Ignoring the determination of the desire to have someone killed; there's four factors possible involved: the level of the person ordering the hit, their disposable income; the level of an available assassin, the level of the target. And we know via the demographics tables what we've got where.

It'd be an interesting exercise to correlate the assassination attempts ordered versus the demographics of the payers, the killers, and the targets.

One would assume that most of the assassinations would be ordered by the upper classes because of the high cost. Still some of the targets could be without levels, so could the price of a hit on a normal man be extrapolated as 100 gp?

Manuel Eisner ("Long-Term Historical Trends in Violent Crime", 2003) estimates the murder rates and also gives the data from Ruggiero (1980) on the social status of all murder offenders in early reneissance Venice.

The homicide rate in Medieval Europe varies from 3 to 200 per 100 000, with an average of 32 in 13th to 14th centuries, 41 in the 15th and 19 in 16th.

The social status of murderers (1324-1406 in Venice) are following:

  • Nobles 4%
  • Important people 9%
  • Workers 70%
  • Marginal people 16%

Nobles were around 4% of the population. Important people include merchants, professionals and civil officials (ca. 10% of the city's population). Workers include laborers, craftsmen and mariners (75% of population). Marginal people include vagabonds and beggars (8% of population) and are where we would put the thieves and assassins. NB! The data is probably skewed as not all crimes of the lower classes were noticed or handled by officials.

What is lacking from that data are the victims' class. With the bias on reporting, we could say that some of the murders by marginal people were noticed only because the target was of a higher class. These would include the actual hired hits. If we had any numbers on the prevalence of murder for hire (compared to all homicide) and the social class of the victims, we could match those with the demographic and economic data in ACKS.

Some estimates put the amount of assassinations (contract killings) at around 3% in contemporary US and 4% in Australia. This is close to the magic ratio 1/33 of all murders. If the ratio was the same in pre-modern times (which I doubt) and the medieval European murder rate was 30/100 000, that would result in only around one assassination per year per 100 000 urbanites (20 000 families), and less than 1 per million in a month. 

I've just posted an update to our Patreon called "Of Coins and Coinage" that provides some detail on how much income an urban family makes. To summarize what is explained there, while an average peasant family produces 16.25gp and pays 12gp to the lord per month, an average urban family is producing somewhere between 25gp and 75gp per month.
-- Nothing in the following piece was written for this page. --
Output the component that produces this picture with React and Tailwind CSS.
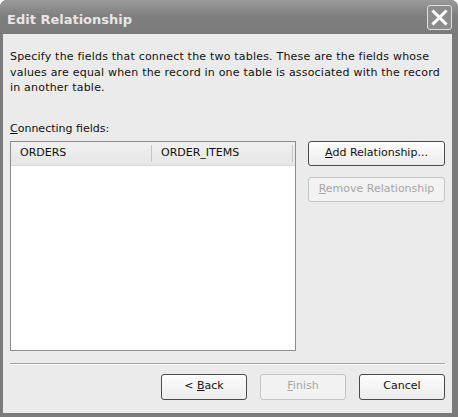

Median income is about 6 to 12gp per month, but the cities are where the wealthy live and they drive the average way up.

Hopefully that data helps you assess whether or not the percentage of income earned by the syndicate makes sense.

I found some more contemporary data on contract killings. The highest modern rate was 5/100 000 (Mexico 2013), which was 28% of all homicides. With this really high percentage the rate of assassinations would still be less than 10 per annum and less than 1 per month (per 20 000 families). Maybe some of the assassins get hired for leg breaking and other assaults, maybe even arson and destruction of property. The 1st level assassins are thugs and could do thuggish stuff for living. Unless something like this is added to the hijinks for them, there won't be many opportunities for income and xp for any assassins. The competition for the rare assignment is fierce unless there's only one assassin per 3000 other syndicate members. If so adding a level 6 "real" assassin to the ruffian list would fit the need.

What should be the fee for these other violent hijinks? 500 gp like the level 0 targets?

Some more digging of crime statistics (including income structure of organized crime) could help to set the percentages for different hijinks. Also a closer look at the urban demography and distribution of wealth is needed to create a random table for the assassins' assignments.